The Korea Herald

피터빈트

Former speaker Chae Mun-shik dies

By

Published : June 28, 2010 - 16:39

    • Link copied

Former National Assembly Speaker Chae Mun-shik died at his home on Saturday. He was 86.

He was born in Mungyung, North Gyeongsang Province, in 1925, graduated from the political science department of Seoul National University and began a political life in 1971.

In that year, he took a nationwide proportional seat in the 8th National Assembly on the ticket of the now-defunct opposition New Democratic Party.

He was then re-elected to the National Assembly five times in a row.

Chae Mun-shik Chae Mun-shik
He was an NDP lawmaker representing the Mungyung and Yecheon district in the 9th and 10th Assemblies, the now-dissolved ruling Democratic Justice Party lawmaker from the same electorate in the 11th and 12th Assemblies, and a DJP lawmaker representing the nationwide constituency in the 13th Assembly.

He served as National Assembly Speaker from 1983 to 1985 as a fourth-term lawmaker. It was the first time a fourth-term lawmaker had become speaker. The record remained unbroken for 23 years until Lim Chae-jung was elected speaker as a fourth-term lawmaker in 2006.

Chae was president of the Inter-Parliamentary Union conference in 1980 and president of the South Korea-Netherlands Parliamentarians’ Friendship Association in 1981.

His life was marked by the turbulences of the modern Korean history. He was one of the leaders of the rightist student movement shortly after the liberation of Korea from Japanese colonial rule in 1945. At the age of 24, he became chief administrator of Mungyung, his hometown. Later, he was promoted to a director in charge of finance in the home ministry.

After he left public office, he pursued a career in news media and academia -- an editorial writer of the Daegu-based Yeungnam Ilbo in 1950 and a professor of Myongji University in Seoul in 1961. In 1971, he stepped into politics as an NPD lawmaker. As a third-term NPD lawmaker, he became the party spokesman, but stayed away from the mainstream. Rather than opposing the Park Chung-hee regime directly, he understood Park’s achievements.

The opposition lawmaker in the 8th to 10th Assemblies changed his political affiliation, being elected on the ticket of the ruling party in the 11th to 13th Assemblies.
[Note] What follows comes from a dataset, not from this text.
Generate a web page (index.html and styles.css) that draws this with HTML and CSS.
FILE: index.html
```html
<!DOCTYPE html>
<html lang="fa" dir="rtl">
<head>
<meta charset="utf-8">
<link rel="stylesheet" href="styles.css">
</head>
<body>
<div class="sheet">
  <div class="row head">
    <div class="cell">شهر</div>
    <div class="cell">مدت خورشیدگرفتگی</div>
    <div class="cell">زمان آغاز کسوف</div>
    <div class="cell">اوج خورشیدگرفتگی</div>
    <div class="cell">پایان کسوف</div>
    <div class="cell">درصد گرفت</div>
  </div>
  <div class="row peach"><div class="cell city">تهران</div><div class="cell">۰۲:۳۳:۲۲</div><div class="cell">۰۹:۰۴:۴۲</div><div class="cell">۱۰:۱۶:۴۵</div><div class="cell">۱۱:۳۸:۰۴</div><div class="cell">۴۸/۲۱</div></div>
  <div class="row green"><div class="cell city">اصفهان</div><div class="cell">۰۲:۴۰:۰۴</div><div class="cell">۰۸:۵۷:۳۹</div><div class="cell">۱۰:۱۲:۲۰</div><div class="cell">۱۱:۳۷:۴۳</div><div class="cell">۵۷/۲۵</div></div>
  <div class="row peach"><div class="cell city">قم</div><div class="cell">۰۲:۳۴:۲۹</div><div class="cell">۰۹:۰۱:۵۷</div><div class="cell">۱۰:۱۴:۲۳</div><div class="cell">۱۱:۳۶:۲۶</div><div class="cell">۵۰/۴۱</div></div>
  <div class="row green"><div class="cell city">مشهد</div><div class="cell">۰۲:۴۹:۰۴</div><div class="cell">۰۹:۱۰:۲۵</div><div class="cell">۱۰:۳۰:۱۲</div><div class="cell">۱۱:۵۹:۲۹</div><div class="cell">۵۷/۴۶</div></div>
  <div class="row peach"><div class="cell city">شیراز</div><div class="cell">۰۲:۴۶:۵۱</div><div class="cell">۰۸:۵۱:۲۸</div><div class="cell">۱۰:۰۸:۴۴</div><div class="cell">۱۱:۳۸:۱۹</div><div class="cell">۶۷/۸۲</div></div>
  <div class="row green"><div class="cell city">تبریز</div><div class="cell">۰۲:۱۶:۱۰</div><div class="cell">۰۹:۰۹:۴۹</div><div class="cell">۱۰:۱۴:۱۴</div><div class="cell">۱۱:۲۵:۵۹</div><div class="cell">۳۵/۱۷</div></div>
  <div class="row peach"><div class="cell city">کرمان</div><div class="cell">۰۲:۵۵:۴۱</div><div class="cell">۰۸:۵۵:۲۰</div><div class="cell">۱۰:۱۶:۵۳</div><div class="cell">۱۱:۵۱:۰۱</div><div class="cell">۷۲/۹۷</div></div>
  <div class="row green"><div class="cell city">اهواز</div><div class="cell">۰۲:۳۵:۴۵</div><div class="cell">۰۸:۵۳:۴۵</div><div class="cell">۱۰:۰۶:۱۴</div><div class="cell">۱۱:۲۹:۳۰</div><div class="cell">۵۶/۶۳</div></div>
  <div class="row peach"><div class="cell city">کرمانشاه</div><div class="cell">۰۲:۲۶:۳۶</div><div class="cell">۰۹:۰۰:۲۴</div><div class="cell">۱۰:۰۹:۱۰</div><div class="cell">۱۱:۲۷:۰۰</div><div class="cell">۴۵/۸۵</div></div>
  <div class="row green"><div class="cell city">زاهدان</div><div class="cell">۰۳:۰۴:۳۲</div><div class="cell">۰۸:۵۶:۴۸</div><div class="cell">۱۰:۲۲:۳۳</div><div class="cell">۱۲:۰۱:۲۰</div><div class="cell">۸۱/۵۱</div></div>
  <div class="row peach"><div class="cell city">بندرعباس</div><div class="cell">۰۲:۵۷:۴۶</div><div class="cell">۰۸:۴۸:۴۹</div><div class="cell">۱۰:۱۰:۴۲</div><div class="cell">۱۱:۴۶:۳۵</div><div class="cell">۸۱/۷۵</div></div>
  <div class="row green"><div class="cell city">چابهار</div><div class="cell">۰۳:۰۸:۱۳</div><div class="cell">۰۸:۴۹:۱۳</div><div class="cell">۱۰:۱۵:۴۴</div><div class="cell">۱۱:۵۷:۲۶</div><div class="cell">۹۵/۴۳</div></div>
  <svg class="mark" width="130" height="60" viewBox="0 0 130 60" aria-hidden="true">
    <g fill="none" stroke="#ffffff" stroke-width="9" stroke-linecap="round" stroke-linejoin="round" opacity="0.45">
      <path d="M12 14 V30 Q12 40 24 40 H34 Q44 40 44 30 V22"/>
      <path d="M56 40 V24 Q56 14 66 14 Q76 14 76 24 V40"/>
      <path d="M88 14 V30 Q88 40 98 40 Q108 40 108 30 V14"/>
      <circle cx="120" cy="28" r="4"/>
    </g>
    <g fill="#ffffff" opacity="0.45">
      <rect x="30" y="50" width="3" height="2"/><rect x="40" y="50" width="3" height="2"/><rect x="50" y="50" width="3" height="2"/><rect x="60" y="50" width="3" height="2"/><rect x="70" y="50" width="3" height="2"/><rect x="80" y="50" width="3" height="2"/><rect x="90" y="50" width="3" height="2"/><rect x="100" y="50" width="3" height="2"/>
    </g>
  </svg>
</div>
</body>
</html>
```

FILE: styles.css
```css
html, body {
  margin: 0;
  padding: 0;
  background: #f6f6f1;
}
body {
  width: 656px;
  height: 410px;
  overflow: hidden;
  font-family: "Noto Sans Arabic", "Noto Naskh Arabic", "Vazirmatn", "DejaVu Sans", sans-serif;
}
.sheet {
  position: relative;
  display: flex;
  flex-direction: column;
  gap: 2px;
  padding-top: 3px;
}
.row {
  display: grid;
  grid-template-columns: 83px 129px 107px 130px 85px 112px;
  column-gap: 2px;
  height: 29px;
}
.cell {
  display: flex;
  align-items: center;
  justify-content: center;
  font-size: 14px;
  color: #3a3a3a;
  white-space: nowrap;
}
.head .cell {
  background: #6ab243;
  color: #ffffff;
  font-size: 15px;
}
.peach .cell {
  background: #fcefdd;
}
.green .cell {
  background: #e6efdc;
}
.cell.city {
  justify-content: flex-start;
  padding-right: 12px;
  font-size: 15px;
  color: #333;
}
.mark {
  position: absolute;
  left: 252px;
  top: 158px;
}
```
Even as a ruling party lawmaker, he was not among party insiders. In the closing days of the Sixth Republic, then President Roh Tae-woo backed Kim Young-sam, a leader of the Democratic Liberal Party, as candidate for the next president. Chae and several other lawmakers turned against the Kim camp, and tried to put forward a single candidate from another faction of the party.

As Kim won the presidential candidacy from the DLP in 1992, Chae participated in the creation of the New Korea Party. But the new party dissolved, prompting Chae into retirement from politics.

He lived a low-profile retirement. He served as president of a friendship society of former lawmakers and as chairman of the corporate body managing Korea University and its affilates.

His body is being kept at Seoul National University Hospital, and his funeral service will be held at National Assembly on Tuesday. He will be buried in the National Cemetery in Daejeon, South Chungcheong Province.

He is survived by three sons and one daughter.